1944 Neuleiningen Douglas DC-3 shootdown

Shootdown
- Date: 24 September 1944
- Summary: Shootdown
- Site: Over Neuleiningen, Nazi Germany;

Aircraft
- Aircraft type: Douglas C-47 Dakota III
- Operator: 437 Sqn RCAF
- Registration: KG653
- Flight origin: RAF Pershore
- 1st stopover: Cagliari Elmas Airport
- Last stopover: RAF Castel Benito
- Destination: Karachi
- Passengers: 20
- Crew: 3
- Fatalities: 23
- Survivors: 0

= 1944 Neuleiningen Douglas DC-3 shootdown =

1944 plane shootdown

On 24 September 1944, Douglas C-47 Dakota serial number KG653 operated by 437 Squadron of the Royal Canadian Air Force was shot down over Neuleiningen by a Messerschmitt Bf 109 after it veered off course into Germany, killing all 23 occupants on board.

== Accident ==
The flight took off from RAF Pershore at 3:30 local time.
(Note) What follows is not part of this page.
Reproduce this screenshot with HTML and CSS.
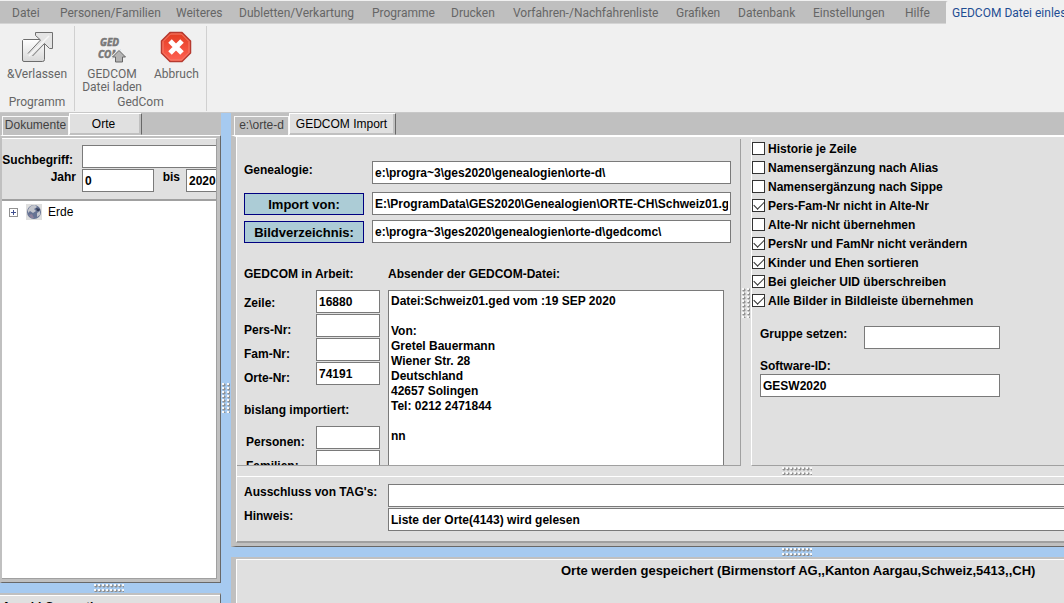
FILE: index.html
```html
<!DOCTYPE html>
<html lang="de">
<head>
<meta charset="utf-8">
<title>GEDCOM Datei einlesen</title>
<link rel="stylesheet" href="styles.css">
</head>
<body>
<nav class="menu">
  <a href="#">Datei</a><a href="#">Personen/Familien</a><a href="#">Weiteres</a><a href="#">Dubletten/Verkartung</a><a href="#">Programme</a><a href="#">Drucken</a><a href="#">Vorfahren-/Nachfahrenliste</a><a href="#">Grafiken</a><a href="#">Datenbank</a><a href="#">Einstellungen</a><a href="#">Hilfe</a><a class="active" href="#">GEDCOM Datei einlesen</a>
</nav>
<header class="ribbon">
  <section class="group group-program">
    <div class="tools">
      <button class="tool" type="button">
        <svg width="32" height="32" viewBox="0 0 32 32" aria-hidden="true">
          <defs><linearGradient id="sheet" x1="0" y1="0" x2="0" y2="1"><stop offset="0" stop-color="#ffffff"/><stop offset="1" stop-color="#d8d8d8"/></linearGradient></defs>
          <path d="M2.500 8.500H22q1.500 0 1.500 1.500V28.500q0 2-2 2H3q-1.500 0-1.500-1.500V9.500z" fill="url(#sheet)" stroke="#6c6c6c"/>
          <path d="M6 25L19.500 9L14.500 4.500V1.500H31V18H28.500L23 12.500L11 26z" fill="#e4e4e4"/>
          <path d="M7 22.500L19.500 9L14.500 4.500V1.500H31.500V17.500H28.500L23.500 12.500L11.500 25" fill="none" stroke="#707070"/>
          <path d="M8 25L28 5" stroke="#f6f6f6" stroke-width="1.500"/>
        </svg>
        <span>&amp;Verlassen</span>
      </button>
    </div>
    <h2 class="caption">Programm</h2>
  </section>
  <section class="group group-gedcom">
    <div class="tools">
      <button class="tool" type="button">
        <svg width="32" height="32" viewBox="0 0 32 32" aria-hidden="true">
          <text class="logo" x="4" y="15">GED</text>
          <text class="logo" x="2" y="27">COM</text>
          <path d="M23 19.500L29.500 26H26.500V31H19.500V26H16.500z" fill="#b0b0b0" stroke="#f0f0f0" stroke-width="3"/>
          <path d="M23 19.500L29.500 26H26.500V31H19.500V26H16.500z" fill="#b4b4b4" stroke="#666"/>
        </svg>
        <span>GEDCOM<br>Datei laden</span>
      </button>
      <button class="tool" type="button">
        <svg width="32" height="32" viewBox="0 0 32 32" aria-hidden="true">
          <defs><linearGradient id="stop" x1="0" y1="0" x2="0" y2="1"><stop offset="0" stop-color="#e33b20"/><stop offset="1" stop-color="#ff6254"/></linearGradient></defs>
          <path d="M10 1.500H22L30.500 10V22L22 30.500H10L1.500 22V10z" fill="url(#stop)" stroke="#b63a30" stroke-width="1.500" stroke-linejoin="round"/>
          <path d="M10.500 3H21.500L29 10.500V21.500L21.500 29H10.500L3 21.500V10.500z" fill="none" stroke="#f5806c"/>
          <path d="M10 10L22 22M22 10L10 22" stroke="#fff" stroke-width="5"/>
        </svg>
        <span>Abbruch</span>
      </button>
    </div>
    <h2 class="caption">GedCom</h2>
  </section>
</header>
<main class="workspace">
  <aside class="side">
    <div class="tabs">
      <button class="tab" type="button">Dokumente</button>
      <button class="tab current orte" type="button">Orte</button>
    </div>
    <div class="frame side-frame">
      <form class="search">
        <label for="term">Suchbegriff:</label><input class="field term" id="term">
        <label for="from">Jahr</label><input class="field" id="from" value="0">
        <label for="to">bis</label><input class="field" id="to" value="2020">
      </form>
      <ul class="tree">
        <li><button class="expand" type="button" aria-label="Erde aufklappen"></button>
          <svg width="16" height="16" viewBox="0 0 16 16" aria-hidden="true"><rect width="16" height="16" fill="#dedede"/><circle cx="8" cy="8" r="7" fill="#667394"/><path d="M2 6Q4 1 9 1L11 3L8 5L10 7L7 9L4 7L2 9zM11 9L14 7L14 11L11 13z" fill="#c3c5cc"/><path d="M3 11L6 10L8 14L5 14z" fill="#8c819c"/><path d="M10 4L14 5L13 7L11 7z" fill="#333c58"/></svg>
          <span>Erde</span></li>
      </ul>
    </div>
    <div class="splitter blue"><i class="grip"></i></div>
    <div class="side-foot"><p>Anzahl Generationen</p></div>
  </aside>
  <div class="divider main-divider"><i class="grip upright"></i></div>
  <section class="content">
    <div class="tabs">
      <button class="tab path" type="button">e:\orte-d</button>
      <button class="tab current import" type="button">GEDCOM Import</button>
    </div>
    <div class="frame page">
      <div class="upper">
        <form class="pane source">
          <div class="paths">
            <label for="gen">Genealogie:</label><input class="field" id="gen" value="e:\progra~3\ges2020\genealogien\orte-d\">
            <button class="pick" type="button">Import von:</button><input class="field" aria-label="Import von" value="E:\ProgramData\GES2020\Genealogien\ORTE-CH\Schweiz01.ged">
            <button class="pick" type="button">Bildverzeichnis:</button><input class="field" aria-label="Bildverzeichnis" value="e:\progra~3\ges2020\genealogien\orte-d\gedcomc\">
          </div>
          <div class="progress">
            <div class="counts">
              <h3>GEDCOM in Arbeit:</h3>
              <div class="row first"><label for="zeile">Zeile:</label><input class="field" id="zeile" value="16880"></div>
              <div class="row"><label for="pers">Pers-Nr:</label><input class="field" id="pers"></div>
              <div class="row"><label for="fam">Fam-Nr:</label><input class="field" id="fam"></div>
              <div class="row"><label for="orte">Orte-Nr:</label><input class="field" id="orte" value="74191"></div>
              <h3 class="so-far">bislang importiert:</h3>
              <div class="row inset"><label for="persons">Personen:</label><input class="field" id="persons"></div>
              <div class="row inset"><label for="families">Familien:</label><input class="field" id="families"></div>
            </div>
            <div class="sender">
              <h3><label for="sender">Absender der GEDCOM-Datei:</label></h3>
              <textarea id="sender">Datei:Schweiz01.ged vom :19 SEP 2020

Von:
Gretel Bauermann
Wiener Str. 28
Deutschland
42657 Solingen
Tel: 0212 2471844

nn</textarea>
            </div>
          </div>
        </form>
        <div class="divider plain"><i class="grip upright"></i></div>
        <form class="pane options">
          <label class="check"><input type="checkbox">Historie je Zeile</label>
          <label class="check"><input type="checkbox">Namensergänzung nach Alias</label>
          <label class="check"><input type="checkbox">Namensergänzung nach Sippe</label>
          <label class="check"><input type="checkbox" checked>Pers-Fam-Nr nicht in Alte-Nr</label>
          <label class="check"><input type="checkbox">Alte-Nr nicht übernehmen</label>
          <label class="check"><input type="checkbox" checked>PersNr und FamNr nicht verändern</label>
          <label class="check"><input type="checkbox" checked>Kinder und Ehen sortieren</label>
          <label class="check"><input type="checkbox" checked>Bei gleicher UID überschreiben</label>
          <label class="check"><input type="checkbox" checked>Alle Bilder in Bildleiste übernehmen</label>
          <div class="assign">
            <label for="group">Gruppe setzen:</label><input class="field" id="group">
            <label class="wide" for="software">Software-ID:</label><input class="field wide" id="software" value="GESW2020">
          </div>
        </form>
      </div>
      <div class="splitter"><i class="grip"></i></div>
      <form class="notes">
        <label for="tags">Ausschluss von TAG's:</label><input class="field" id="tags">
        <label for="hint">Hinweis:</label><input class="field" id="hint" value="Liste der Orte(4143) wird gelesen">
      </form>
    </div>
    <div class="splitter blue"><i class="grip"></i></div>
    <div class="status"><p>Orte werden gespeichert (Birmenstorf AG,,Kanton Aargau,Schweiz,5413,,CH)</p></div>
  </section>
</main>
</body>
</html>
```
FILE: styles.css
```css
* { box-sizing: border-box; }
body {
  margin: 0;
  height: 100vh;
  overflow: hidden;
  display: flex;
  flex-direction: column;
  background: #f0f0f0;
  color: #000;
  font: bold 12px/16px "Liberation Sans", Arial, sans-serif;
}
h2, h3, p, ul { margin: 0; padding: 0; font: inherit; }
button, input, textarea { font: inherit; color: inherit; border-radius: 0; }

/* Menu and ribbon */
.menu {
  flex: none;
  height: 24px;
  padding-left: 6px;
  display: grid;
  grid-template-columns: 48px 116px 63px 133px 79px 62px 163px 62px 75px 92px 41px 1fr;
  background: #bfbfbf;
  border-top: 1px solid #f0f0f0;
  border-bottom: 1px solid #d4d4d4;
  font: 12px/24px Roboto, "Open Sans", sans-serif;
}
.menu a {
  padding-left: 6px;
  color: #666;
  text-decoration: none;
  white-space: nowrap;
}
.menu .active {
  height: 23px;
  margin-left: 6px;
  background: #f0f0f0;
  border-radius: 2px 0 0 0;
  color: #1f4e93;
}
.ribbon {
  flex: none;
  height: 89px;
  padding-top: 2px;
  display: flex;
  border-bottom: 1px solid #c8c8c8;
  color: #666;
  font: 12px/13px Roboto, "Open Sans", sans-serif;
}
.group {
  height: 85px;
  display: flex;
  flex-direction: column;
  justify-content: space-between;
  border-right: 1px solid #d0d0d0;
  text-align: center;
}
.group-program { width: 75px; }
.group-gedcom { width: 132px; }
.tools { display: flex; justify-content: center; gap: 12px; padding-top: 5px; }
.tool {
  display: flex;
  flex-direction: column;
  align-items: center;
  gap: 5px;
  padding: 0;
  border: 0;
  background: none;
  white-space: nowrap;
}
.caption { padding-bottom: 2px; }
.logo { font: italic bold 10px "Open Sans", sans-serif; fill: #777; stroke: #777; stroke-width: 0.5px; }

/* Workspace */
.workspace { flex: 1; min-height: 0; display: grid; grid-template-columns: 221px 10px 1fr; background: #a6caf0; }
.side, .content { min-width: 0; min-height: 0; display: flex; flex-direction: column; }
.tabs {
  flex: none;
  height: 22px;
  padding-left: 2px;
  display: flex;
  align-items: flex-end;
  background: #c0c0c0;
  font-weight: normal;
}
.tab {
  height: 19px;
  padding: 0 4px 2px;
  border: 1px solid #f8f8f8;
  border-width: 1px 1px 0;
  background: #c0c0c0;
  color: #404040;
  white-space: nowrap;
}
.side .tab { width: 67px; padding: 0 0 2px; }
.tab.current {
  height: 22px;
  background: #e0e0e0;
  border: 1px solid #fff;
  border-right: 1px solid #686868;
  border-bottom-color: #c0c0c0;
  box-shadow: inset -2px -1px #c0c0c0;
  color: #000;
}
.side .tab.orte { width: 73px; padding: 0 4px 0 0; }
.content .tabs { padding-left: 3px; }
.path { width: 55px; }
.tab.import { width: 107px; padding: 0 2px 0 0; }
.frame { flex: 1; min-height: 0; display: flex; flex-direction: column; background: #c0c0c0; }
.side-frame {
  border: 1px solid #686868;
  border-top-color: #fff;
  border-left: 2px solid #c0c0c0;
  padding: 2px 3px 3px 0;
}
.search {
  flex: none;
  height: 63px;
  padding-top: 6px;
  display: grid;
  grid-template-columns: 80px 72px 32px 90px;
  grid-auto-rows: 23px;
  row-gap: 1px;
  overflow: hidden;
  background: #e0e0e0;
  border-top: 1px solid #fff;
  border-right: 1px solid #a0a0a0;
  border-bottom: 2px solid #a0a0a0;
}
.search label { justify-self: end; padding-right: 6px; }
.search label:first-child { align-self: end; padding-right: 9px; }
.search .term { grid-column: span 3; }
.field {
  min-width: 0;
  width: 100%;
  height: 23px;
  padding: 0 2px;
  border: 1px solid #7a7a7a;
  background: #fff;
  outline: 0;
}
.tree {
  flex: 1;
  background: #fff;
  border: solid #a0a0a0;
  border-width: 0 1px 1px 0;
  list-style: none;
  font-weight: normal;
}
.tree li { display: flex; align-items: center; padding: 3px 7px; }
.tree span { margin-left: 6px; }
.expand {
  width: 9px;
  height: 9px;
  margin-right: 8px;
  padding: 0;
  border: 1px solid #919191;
  background:
    linear-gradient(#404f8f, #404f8f) center / 5px 1px no-repeat,
    linear-gradient(#404f8f, #404f8f) center / 1px 5px no-repeat, #fff;
}
.side-foot { height: 10px; overflow: hidden; background: #e0e0e0; border-top: 2px solid #c0c0c0; border-right: 1px solid #686868; box-shadow: inset 0 1px #fff; }
.side-foot p { padding: 4px 2px 0; font-weight: bold; }

/* Splitters */
.splitter { flex: none; height: 10px; display: flex; justify-content: center; align-items: center; }
.side .splitter { padding-right: 3px; }
.divider { display: flex; justify-content: center; align-items: center; }
.main-divider { padding-top: 80px; }
.grip {
  width: 30px;
  height: 8px;
  background:
    radial-gradient(circle at 1px 1px, #f8f8f8 1px, transparent 1px) 0 0 / 4px 5px,
    radial-gradient(circle at 2px 2px, #909090 1px, transparent 2px) 0 0 / 4px 5px;
}
.grip.upright { width: 8px; height: 30px; background-size: 5px 4px; }
.content .splitter { justify-content: flex-start; padding-left: 545px; }
.content .splitter.blue { padding-left: 551px; }

/* Import page */
.page {
  padding-bottom: 3px;
  border-style: solid;
  border-width: 2px 0 1px 5px;
  border-color: #fff #fff #686868 #c0c0c0;
}
.upper, .page .splitter, .notes { background: #e0e0e0; border-left: 1px solid #fff; }
.upper { flex: 1; min-height: 0; display: flex; padding-top: 2px; }
.pane { overflow: hidden; border-bottom: 1px solid #a0a0a0; }
.source { width: 504px; flex: none; padding: 22px 9px 0 7px; border-right: 1px solid #a0a0a0; }
.paths { display: grid; grid-template-columns: 120px 1fr; column-gap: 8px; grid-template-rows: 31px 28px 23px; }
.paths label { padding-top: 1px; }
.pick { height: 22px; padding: 1px 0 0; border: 1px solid #000080; background: #acccd6; font-size: 13px; margin-top: 1px; }
.progress { display: grid; grid-template-columns: 136px 336px; column-gap: 8px; margin-top: 23px; }
h3 { height: 24px; }
.row { height: 24px; display: grid; grid-template-columns: 72px 64px; align-items: start; }
.row label { padding-top: 8px; }
.row.first label { padding-top: 5px; }
.row.inset label { padding-left: 2px; }
.counts .so-far { padding-top: 16px; height: 40px; }
textarea {
  display: block;
  width: 100%;
  height: 240px;
  padding: 3px 2px;
  border: 1px solid #7a7a7a;
  background: #fff;
  line-height: 15px;
  resize: none;
  outline: 0;
  overflow: hidden;
}
.plain { flex: none; width: 10px; }
.options { flex: 1; border-left: 1px solid #fff; }
.check { display: flex; align-items: center; gap: 3px; height: 19px; }
.check input {
  appearance: none;
  display: grid;
  place-items: center;
  width: 13px;
  height: 13px;
  margin: 0;
  border: 1px solid #333;
  background: #fff;
}
.check input:checked::after {
  content: "";
  width: 9px;
  height: 5px;
  margin-bottom: 3px;
  border: solid #333;
  border-width: 0 0 1px 1px;
  transform: rotate(-45deg);
}
.assign {
  width: 240px;
  margin: 16px 0 0 8px;
  display: grid;
  grid-template-columns: 104px 1fr;
  grid-template-rows: 32px 16px 23px;
}
.wide { grid-column: 1 / -1; }
.notes {
  flex: none;
  height: 67px;
  padding: 7px 0 0 7px;
  display: grid;
  grid-template-columns: 144px 1fr;
  grid-auto-rows: 23px;
  row-gap: 1px;
  border-top: 1px solid #fff;
  border-bottom: 2px solid #a0a0a0;
}
.notes .field { border-right: 0; }
.status {
  flex: none;
  height: 46px;
  padding-left: 325px;
  background: #e0e0e0;
  border: solid;
  border-width: 2px 0 0 5px;
  border-color: #c0c0c0;
  box-shadow: inset 1px 1px #fff;
  font-size: 13px;
  white-space: nowrap;
}
.status p { padding-top: 4px; }
```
Mid-flight, it encountered poor weather (dark low clouds, heavy rain, thunder, and lightning) and entered Germany. Later, a Messerschmitt Bf 109 piloted by Julius Meimberg of the Luftwaffe attacked the C-47, firing at its right engine. The pilot then performed a split S, but the wing tore off and it crashed near Neuleningen, killing all 23 occupants.